Is that worse than every API simply assuming UTF-8, as he says?  Broken locale support in the past, as you and others complain about, doesn't invalidate the concept.  If they're screwing up something so simple, imagine how much worse everyone is screwing up something complex like UTF-8?

May 25, 2013

Re: Why UTF-8/16 character encodings?

Posted by Joakim
in reply to H. S. Teoh

Joakim

Posted in reply to H. S. Teoh

On Friday, 24 May 2013 at 22:44:24 UTC, H. S. Teoh wrote:
> I remember those bad ole days of gratuitously-incompatible encodings. I
> wish those days will never ever return again. You'd get a text file in
> some unknown encoding, and the only way to make any sense of it was to
> guess what encoding it might be and hope you get lucky. Not only so, the
> same language often has multiple encodings, so adding support for a
> single new language required supporting several new encodings and being
> able to tell them apart (often with no info on which they are, if you're
> lucky, or if you're unlucky, with *wrong* encoding type specs -- for
> example, I *still* get email from outdated systems that claim to be
> iso-8859 when it's actually KOI8R).
This is an argument for UCS, not UTF-8.

> Prepending the encoding to the data doesn't help, because it's pretty
> much guaranteed somebody will cut-n-paste some segment of that data and
> save it without the encoding type header (or worse, some program will
> try to "fix" broken low-level code by prepending a default encoding type
> to everything, regardless of whether it's actually in that encoding or
> not), thus ensuring nobody will be able to reliably recognize what
> encoding it is down the road.
This problem already exists for UTF-8, breaking ASCII compatibility in the process:

http://en.wikipedia.org/wiki/Byte_order_mark

Well, at the very least adding garbage ASCII data in the front, just as my header would do. ;)

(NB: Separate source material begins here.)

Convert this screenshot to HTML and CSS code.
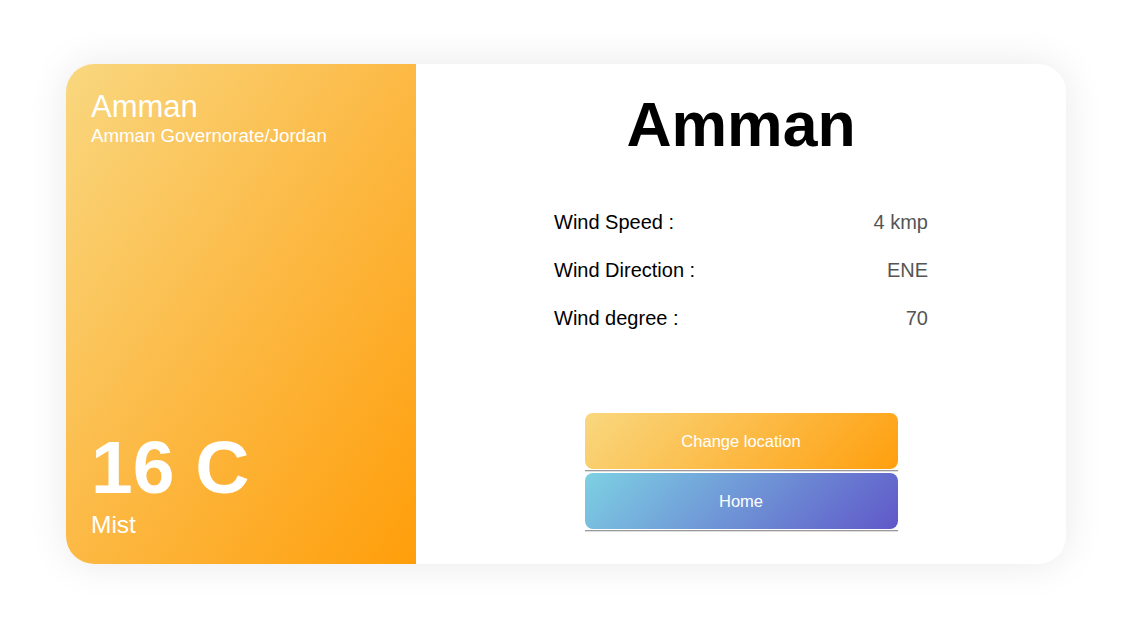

> For all of its warts, Unicode fixed a WHOLE bunch of these problems, and
> made cross-linguistic data sane to handle without pulling out your hair,
> many times over.  And now we're trying to go back to that nightmarish
> old world again? No way, José!
No, I'm suggesting going back to one element of that "old world," single-byte encodings, but using UCS or some other standardized character set to avoid all those incompatible code pages you had to deal with.

> If you're really concerned about encoding size, just use a compression
> library -- they're readily available these days. Internally, the program
> can just use UTF-16 for the most part -- UTF-32 is really only necessary
> if you're routinely delving outside BMP, which is very rare.
True, but you're still doubling your string size with UTF-16 and non-ASCII text.  My concerns are the following, in order of importance:

1. Lost programmer productivity due to these dumb variable-length encodings.  That is the biggest loss from UTF-8's complexity.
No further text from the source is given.